One reason for that, experts say, is that they’re more designed to please as much of the electorate as possible rather than reveal a candidate’s real political stance.
For example, to cater to the pro-Russian, densely populated eastern and southern regions of the country, six candidates out of 15 said in their platforms that Russia and Belarus have to become Ukraine’s ‘strategic partners.’ Two other candidates said that Russia must be a strategic partner, but not Belarus.
Only Rukh-2 leader Yury Kostenko and Ukrainian Social Democratic party leader Vasyl Onopenko clearly state in their programs that they want to integrate into European structures and NATO.

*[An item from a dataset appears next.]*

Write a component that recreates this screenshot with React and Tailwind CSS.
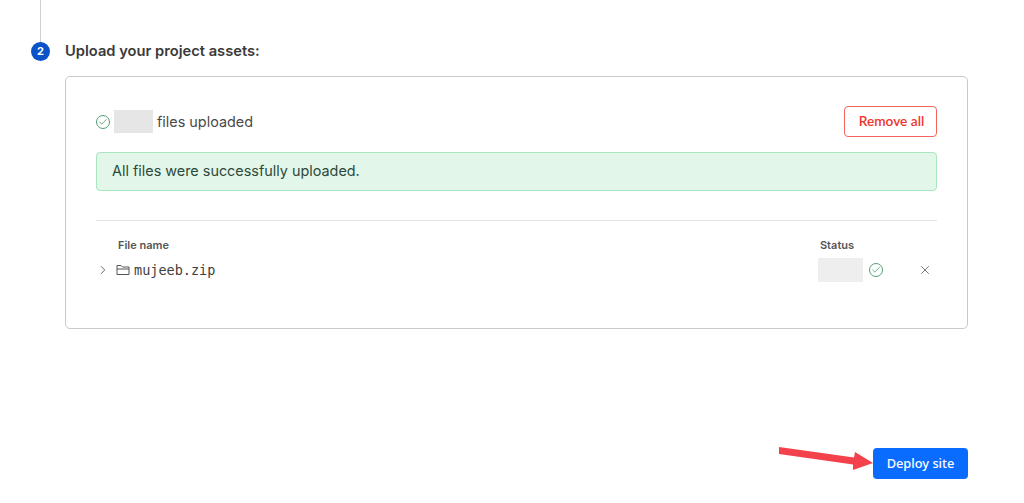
import { Check, ChevronRight, X } from 'lucide-react';

const CheckBadge = ({ className }) => (
    <span className={`flex items-center justify-center rounded-full border-[1.5px] border-[#4f9f72] w-[14px] h-[14px] ${className || ''}`}>
        <Check className="text-[#4f9f72]" size={10} strokeWidth={2} />
    </span>
);

const App = () => {
    return (
        <div className="relative w-[1024px] h-[503px] overflow-hidden bg-white font-['Inter',sans-serif] flex">
            {/* step marker */}
            <div className="w-[65px] flex flex-col items-center pl-[31px] pr-[15px] shrink-0">
                <div className="w-px h-[42px] bg-[#d0d0d0]"></div>
                <div className="w-[19px] h-[19px] rounded-full bg-[#0a52c7] text-white text-[11px] font-bold flex items-center justify-center shrink-0">
                    2
                </div>
            </div>

            <div className="w-[903px] flex flex-col">
                <h2 className="mt-[41px] h-[20px] leading-[20px] text-[14.7px] font-semibold text-[#3a3a3a]">Upload your project assets:</h2>

                <div className="mt-[15px] h-[253px] border border-[#c9c9c9] rounded-[5px] px-[30px] pt-[29px]">
                    <div className="flex items-center h-[31px]">
                        <CheckBadge />
                        <div className="ml-[4px] w-[39px] h-[23px] bg-[#e6e6e6]"></div>
                        <span className="ml-[4px] text-[14.4px] text-[#4a4a4a]">files uploaded</span>
                        <button className="ml-auto w-[93px] h-[31px] pl-[2px] border border-[#f4635c] rounded-[4px] text-[#f0352c] text-[13.7px] font-['Lato',sans-serif] font-semibold">
                            Remove all
                        </button>
                    </div>

                    <div className="mt-[15px] h-[39px] flex items-center px-[15px] pb-px bg-[#e3f6ea] border border-[#a8e6bf] rounded-[4px] text-[14.4px] text-[#2c4a3a]">
                        All files were successfully uploaded.
                    </div>

                    <div className="mt-[29px] border-t border-[#e2e2e2] pt-[17px]">
                        <div className="flex h-[15px] items-center text-[11px] font-semibold text-[#555555]">
                            <span className="ml-[22px]">File name</span>
                            <span className="ml-[651px]">Status</span>
                        </div>
                        <div className="flex items-center h-[24px] mt-[5px]">
                            <ChevronRight className="text-[#555555]" size={14} strokeWidth={1.5} />
                            <svg className="ml-[6px] text-[#555555]" width="14" height="14" viewBox="0 0 14 14" fill="none" stroke="currentColor" strokeWidth="1">
                                <path d="M1 11.5 V2.5 H5 L6.5 4 H13 V11.5 Z" />
                                <path d="M1 6 H13" />
                            </svg>
                            <span className="ml-[4px] font-['DejaVu_Sans_Mono',monospace] text-[13.5px] text-[#3f3f3f]">mujeeb.zip</span>
                            <div className="ml-[603px] w-[45px] h-[24px] bg-[#eeeeee]"></div>
                            <CheckBadge className="ml-[6px]" />
                            <X className="text-[#666666] ml-[35px]" size={14} strokeWidth={1.5} />
                        </div>
                    </div>
                </div>

                <div className="mt-[119px] flex justify-end">
                    <button className="w-[95px] h-[31px] rounded-[4px] bg-[#0a6cff] text-white text-[12.8px] font-['Noto_Sans',sans-serif] font-medium">
                        Deploy site
                    </button>
                </div>
            </div>

            {/* annotation arrow */}
            <svg className="absolute left-[778px] top-[445px]" width="96" height="32" viewBox="0 0 96 32">
                <path d="M1 2 L76 12.5 L77 7 L95 18 L75 25 L75 19.5 L1 9 Z" fill="#f4424c" />
            </svg>
        </div>
    );
};

export default App;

Kostenko’s program is generally seen as the most Western and reformist of the bunch. He said that he is ready to privatize everything for cash, allow the sale of land and encourage farming. He also stands for reducing taxes and bank lending rates. He said he was ready to grant greater autonomy to the regions, and significantly reduce the state bureaucracy. All of those are prescriptions of the West.
‘I represent a program that has been successfully implemented in Poland, the Czech Republic, Slovakia and other ex-Communist countries,’ he said on Oct. 12.
Other candidates – especially the frontrunners – include similar language in their programs without going as far as Kostenko. Kuchma promises ‘protection of private property,’ Moroz says he would ‘support small and medium-sized businesses,’ and Marchuk says he would ‘defend’ the same types of businesses.
Communist Symonenko said he was ready to introduce ‘a socially oriented model of a multi-sector economy,’ with some elements of both state regulation and free market.
Also, Symonenko wants to ‘reduce the number of rate of taxes,’ Kuchma says he will ‘simplify the tax system and reduce taxes,’ Moroz will ‘simplify the tax legislation and ease the tax burden,’ and Vitrenko will ‘simplify the tax system.’
It’s little wonder some voters have trouble discerning the difference between the programs of the various candidates.